Preventing Secrets in Git History

Even with Sealed Secrets or ESO, developers sometimes accidentally commit raw credentials. Add a pre-commit hook that scans for high-entropy strings and known secret patterns:

# Install detect-secrets
pip install detect-secrets

# Initialize a baseline (commits current state as known)
detect-secrets scan > .secrets.baseline
git add .secrets.baseline

# Add pre-commit hook
cat > .git/hooks/pre-commit << 'EOF'
#!/bin/bash
detect-secrets-hook --baseline .secrets.baseline
EOF
chmod +x .git/hooks/pre-commit

For team-wide enforcement use pre-commit framework:

# .pre-commit-config.yaml
repos:
  - repo: https://github.com/Yelp/detect-secrets
    rev: v1.5.0
    hooks:
      - id: detect-secrets
        args: ['--baseline', '.secrets.baseline']

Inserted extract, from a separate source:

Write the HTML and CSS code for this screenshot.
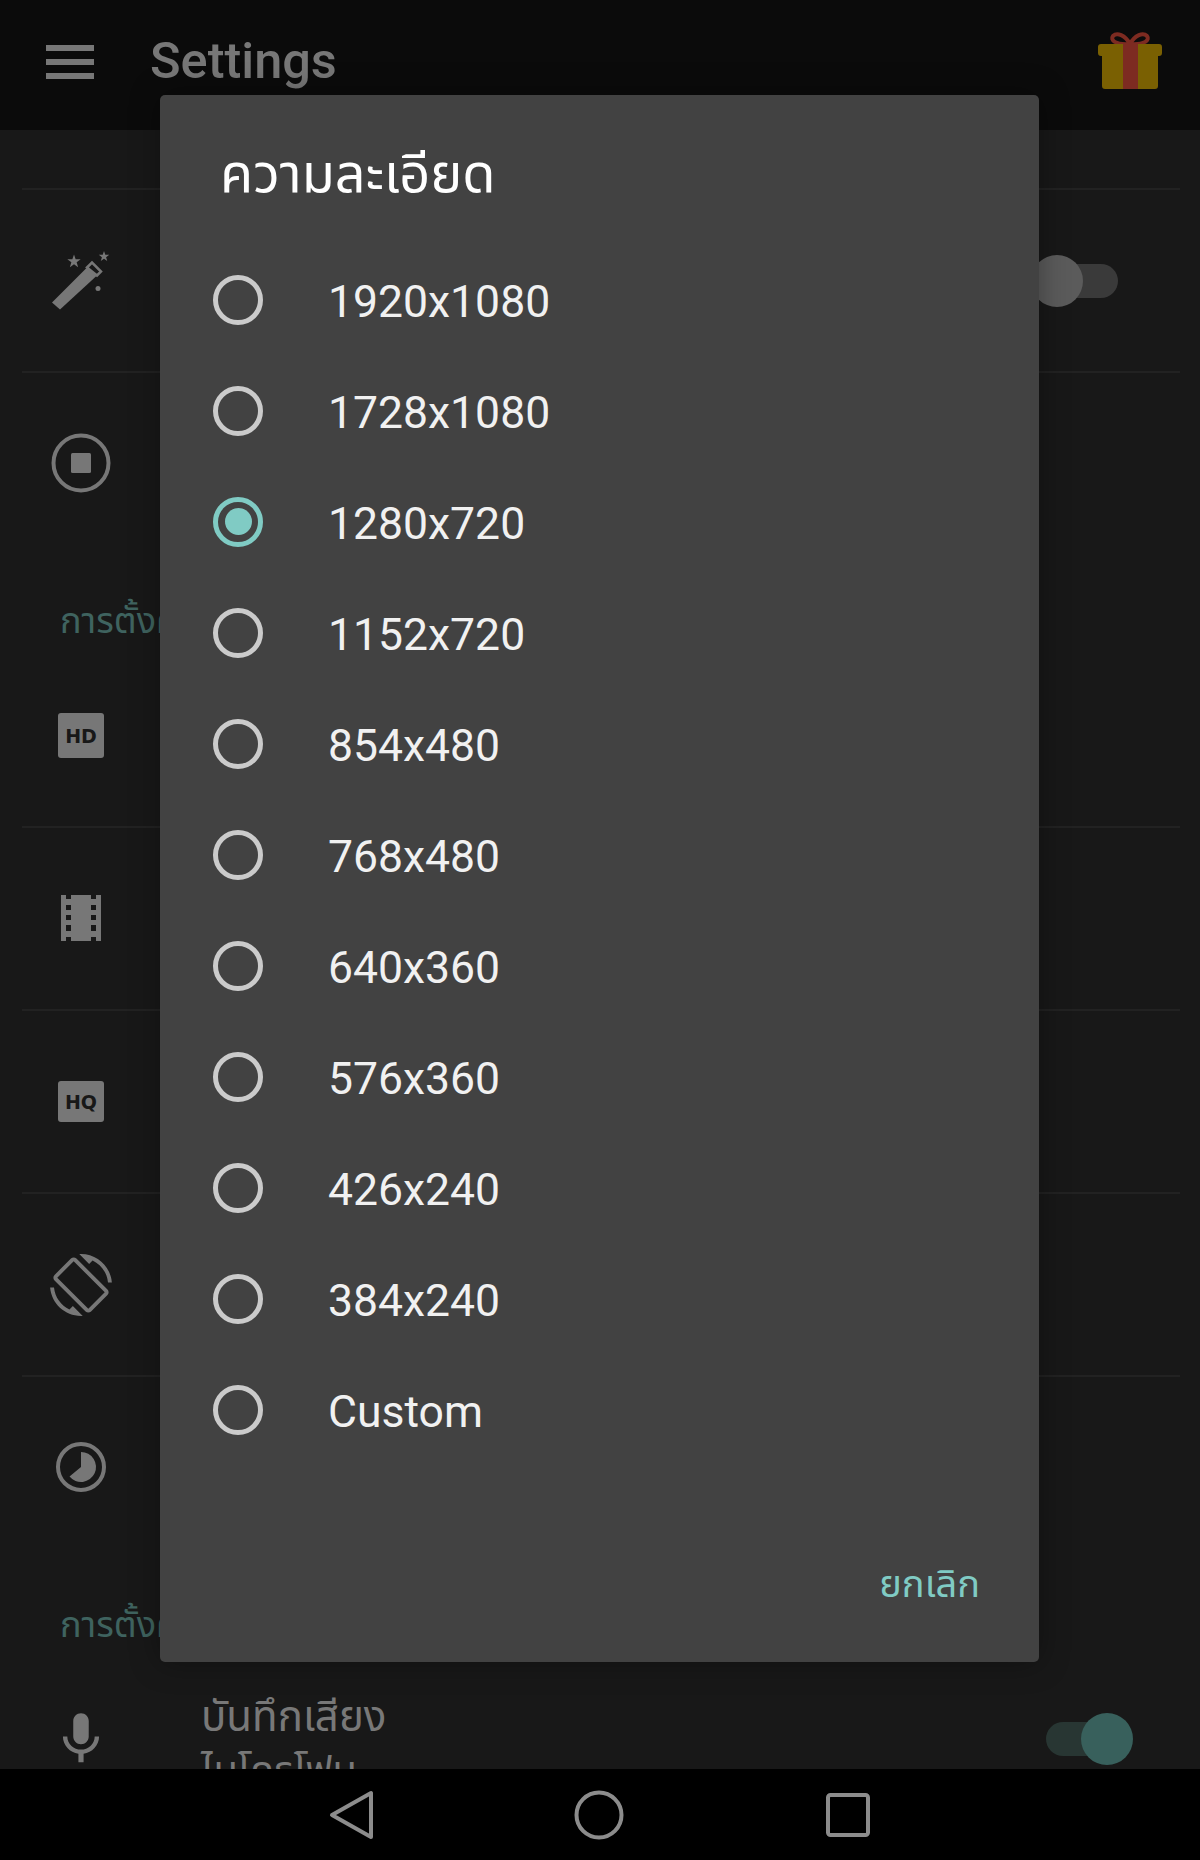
FILE: index.html
```html
<!DOCTYPE html>
<html lang="th">
<head>
<meta charset="utf-8">
<title>Settings</title>
<link rel="stylesheet" href="styles.css">
</head>
<body>
<div class="screen">
  <header class="appbar">
    <div class="menu"><span></span><span></span><span></span></div>
    <h1 class="appbar-title">Settings</h1>
    <svg class="gift" viewBox="0 0 64 57">
      <path class="ribbon-line" d="M32 12C27 3 19 0 15 4c-3 4 2 9 17 8zM32 12c5-9 13-12 17-8 3 4-2 9-17 8z"/>
      <path class="gift-gold" d="M3 12h58a3 3 0 0 1 3 3v6a3 3 0 0 1-3 3h-1v30a3 3 0 0 1-3 3H7a3 3 0 0 1-3-3V24H3a3 3 0 0 1-3-3v-6a3 3 0 0 1 3-3z"/>
      <rect class="gift-red" x="25" y="12" width="15" height="45"/>
    </svg>
  </header>

  <main class="list">
    <div class="row row-top"></div>
    <div class="row">
      <div class="icon-slot">
        <svg class="icon" viewBox="0 0 62 62">
          <path d="M2 52.500 10 59.500 47 25.500 37 17.500z"/>
          <path class="wand-tip" d="M37 17.500 42 12.500 51 21.500 47 25.500z"/>
          <path d="M24 4.500 25.650 9.230 30.660 9.340 26.660 12.370 28.110 17.160 24 14.300 19.890 17.160 21.340 12.370 17.340 9.340 22.350 9.230z"/>
          <path d="M54 1 55.290 4.720 59.230 4.800 56.090 7.180 57.230 10.950 54 8.700 50.770 10.950 51.910 7.180 48.770 4.800 52.710 4.720z"/>
          <circle cx="48" cy="38.500" r="2.500"/>
        </svg>
      </div>
      <div class="switch"><span class="thumb thumb-off"></span></div>
    </div>
    <div class="row row-plain">
      <div class="icon-slot">
        <svg class="icon" viewBox="0 0 62 62">
          <circle class="ring" cx="31" cy="31" r="27.500"/>
          <rect x="21" y="21" width="20" height="20" rx="1.500"/>
        </svg>
      </div>
    </div>
    <div class="section">การตั้งค่าวิดีโอ</div>
    <div class="row">
      <div class="icon-slot"><span class="badge badge-hd">HD</span></div>
    </div>
    <div class="row">
      <div class="icon-slot">
        <svg class="icon" viewBox="0 0 62 62">
          <path fill-rule="evenodd" d="M11 7h40v46H11zM16 7v4h5V7zM41 7v4h5V7zM16 17v5h5v-5zM41 17v5h5v-5zM16 27v5h5v-5zM41 27v5h5v-5zM16 37v6h5v-6zM41 37v6h5v-6zM16 49v4h5v-4zM41 49v4h5v-4z"/>
        </svg>
      </div>
    </div>
    <div class="row">
      <div class="icon-slot"><span class="badge badge-hq">HQ</span></div>
    </div>
    <div class="row">
      <div class="icon-slot">
        <svg class="icon" viewBox="0 0 24 24">
          <path d="M16.480 2.520c3.270 1.550 5.610 4.720 5.970 8.480h1.500C23.440 4.840 18.290 0 12 0l-.66.03 3.810 3.810 1.330-1.320zm-6.250-.77c-.59-.59-1.540-.59-2.120 0L1.750 8.110c-.59.59-.59 1.540 0 2.120l12.020 12.020c.59.59 1.540.59 2.120 0l6.360-6.360c.59-.59.59-1.540 0-2.120L10.230 1.750zm4.600 19.440L2.810 9.170l6.360-6.360 12.020 12.020-6.360 6.360zm-7.310.29C4.250 19.940 1.910 16.760 1.550 13H.05C.56 19.160 5.710 24 12 24l.66-.03-3.810-3.810-1.330 1.320z"/>
        </svg>
      </div>
    </div>
    <div class="row row-plain">
      <div class="icon-slot">
        <svg class="icon" viewBox="0 0 62 62">
          <circle class="ring" cx="31" cy="31" r="23"/>
          <path d="M31 16a15 15 0 1 1-11.500 24.600L31 31z"/>
        </svg>
      </div>
    </div>
    <div class="section">การตั้งค่าเสียง</div>
    <div class="row row-plain">
      <div class="icon-slot">
        <svg class="icon" viewBox="0 0 24 24">
          <path d="M12 14c1.660 0 2.990-1.340 2.990-3L15 5c0-1.660-1.340-3-3-3S9 3.340 9 5v6c0 1.660 1.340 3 3 3zm5.300-3c0 3-2.540 5.100-5.300 5.100S6.700 14 6.700 11H5c0 3.410 2.720 6.230 6 6.720V21h2v-3.280c3.280-.48 6-3.300 6-6.720h-1.700z"/>
        </svg>
      </div>
      <div class="row-text">
        <div class="row-title">บันทึกเสียง</div>
        <div class="row-sub">ไมโครโฟน</div>
      </div>
      <div class="switch switch-on"><span class="thumb thumb-on"></span></div>
    </div>
  </main>

  <nav class="navbar">
    <svg class="nav-back" viewBox="0 0 46 50"><path d="M43 3v44L4 25z"/></svg>
    <svg class="nav-home" viewBox="0 0 50 50"><circle cx="25" cy="25" r="22.500"/></svg>
    <svg class="nav-recent" viewBox="0 0 44 44"><rect x="2" y="2" width="40" height="40" rx="2.500"/></svg>
  </nav>

  <section class="dialog">
    <h2 class="dialog-title">ความละเอียด</h2>
    <div class="options">
      <div class="option"><span class="radio"></span><span class="option-label">1920x1080</span></div>
      <div class="option"><span class="radio"></span><span class="option-label">1728x1080</span></div>
      <div class="option"><span class="radio radio-on"></span><span class="option-label">1280x720</span></div>
      <div class="option"><span class="radio"></span><span class="option-label">1152x720</span></div>
      <div class="option"><span class="radio"></span><span class="option-label">854x480</span></div>
      <div class="option"><span class="radio"></span><span class="option-label">768x480</span></div>
      <div class="option"><span class="radio"></span><span class="option-label">640x360</span></div>
      <div class="option"><span class="radio"></span><span class="option-label">576x360</span></div>
      <div class="option"><span class="radio"></span><span class="option-label">426x240</span></div>
      <div class="option"><span class="radio"></span><span class="option-label">384x240</span></div>
      <div class="option"><span class="radio"></span><span class="option-label">Custom</span></div>
    </div>
    <div class="actions"><span class="cancel">ยกเลิก</span></div>
  </section>
</div>
</body>
</html>
```
FILE: styles.css
```css
* { box-sizing: border-box; }
html, body { margin: 0; padding: 0; background: #000; }
body { font-family: Roboto, "Noto Sans", "Noto Sans Thai", "Noto Sans CJK SC", sans-serif; }

.screen {
  position: relative;
  width: 1200px;
  height: 1860px;
  display: flex;
  flex-direction: column;
  overflow: hidden;
  background: #181818;
}

.appbar {
  flex: 0 0 130px;
  display: flex;
  align-items: center;
  background: #0b0b0b;
  padding: 0 38px 6px 46px;
}
.menu { width: 48px; display: flex; flex-direction: column; gap: 8px; }
.menu span { display: block; height: 6px; background: #777; }
.appbar-title { margin: 0 0 2px 56px; font-size: 50.500px; font-weight: 500; color: #777; line-height: 1; }
.gift { width: 64px; height: 57px; margin: 0 0 3px auto; overflow: visible; }
.gift-gold { fill: #7a6002; }
.gift-red { fill: #7d2b21; }
.ribbon-line { fill: none; stroke: #7d2b21; stroke-width: 4; }

.list { flex: 1; min-height: 0; overflow: hidden; }
.row {
  height: 183px;
  margin: 0 20px 0 22px;
  padding: 0 62px 0 28px;
  display: flex;
  align-items: center;
  border-bottom: 2px solid #222;
}
.row-top { height: 60px; }
.row-plain { height: 179px; border-bottom: 0; }
.icon-slot { width: 62px; height: 62px; display: flex; align-items: center; justify-content: center; flex: none; }
.icon { width: 62px; height: 62px; fill: #777; overflow: visible; }
.ring { fill: none; stroke: #777; stroke-width: 4; }
.wand-tip { fill: #181818; stroke: #777; stroke-width: 2.500; }

.badge {
  width: 46px;
  display: flex;
  align-items: center;
  justify-content: center;
  border-radius: 3px;
  background: #777;
  color: #181818;
  font-family: "DejaVu Sans", sans-serif;
  font-weight: 700;
  font-size: 19px;
}
.badge-hd { height: 45px; }
.badge-hq { height: 41px; }

.section {
  height: 93px;
  margin-left: 60px;
  display: flex;
  align-items: center;
  padding-top: 47px;
  font-size: 36px;
  color: #3f635f;
  white-space: nowrap;
}

.row-text { margin-left: 89px; color: #787878; padding-top: 14px; }
.row-title { font-size: 42px; line-height: 50px; }
.row-sub { font-size: 40px; line-height: 58px; }

.switch { position: relative; width: 70px; height: 34px; margin-left: auto; border-radius: 17px; background: #3a3a3a; }
.switch-on { width: 72px; background: #283633; }
.thumb { position: absolute; top: -9px; width: 52px; height: 52px; border-radius: 50%; }
.thumb-off { left: -17px; background: #5b5b5b; }
.thumb-on { right: -15px; background: #38605c; }

.navbar {
  flex: 0 0 91px;
  background: #000;
  display: flex;
  align-items: center;
  padding-left: 328px;
}
.navbar svg { fill: none; stroke: #8c8c8c; stroke-width: 4; stroke-linejoin: round; }
.nav-back { width: 46px; height: 50px; margin-right: 200px; }
.nav-home { width: 50px; height: 50px; margin-right: 202px; }
.nav-recent { width: 44px; height: 44px; }

.dialog {
  position: absolute;
  left: 160px;
  top: 95px;
  width: 879px;
  height: 1567px;
  background: #424242;
  border-radius: 5px;
  box-shadow: 0 0 30px rgba(0, 0, 0, .35);
  display: flex;
  flex-direction: column;
}
.dialog-title {
  margin: 0;
  height: 149px;
  padding: 49px 0 0 60px;
  font-size: 54px;
  line-height: 60px;
  font-weight: 400;
  color: #fff;
}
.options { display: flex; flex-direction: column; }
.option {
  height: 111px;
  padding-left: 53px;
  display: flex;
  align-items: center;
  gap: 65px;
  font-size: 44.500px;
  color: #f1f1f1;
}
.option-label { padding-top: 5px; }
.radio {
  width: 50px;
  height: 50px;
  border: 5px solid #cbcbcb;
  border-radius: 50%;
  flex: none;
  display: flex;
  align-items: center;
  justify-content: center;
}
.radio-on { border-color: #80cbc4; }
.radio-on::after { content: ""; width: 27px; height: 27px; border-radius: 50%; background: #80cbc4; }
.actions {
  flex: 1;
  display: flex;
  align-items: center;
  justify-content: flex-end;
  padding: 44px 59px 0 0;
}
.cancel { font-size: 38px; color: #80cbc4; }
```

If a secret has already been committed, assume it is compromised and rotate it immediately before removing it from history:

# Remove a file from all history (requires force push — coordinate with team)
git filter-repo --path secrets.yaml --invert-paths

# Or use BFG (faster for large repos)
bfg --delete-files secrets.yaml
git reflog expire --expire=now --all && git gc --prune=now
git push --force

Removing from history does not help if the secret was already exposed — rotate it first, then clean history for hygiene.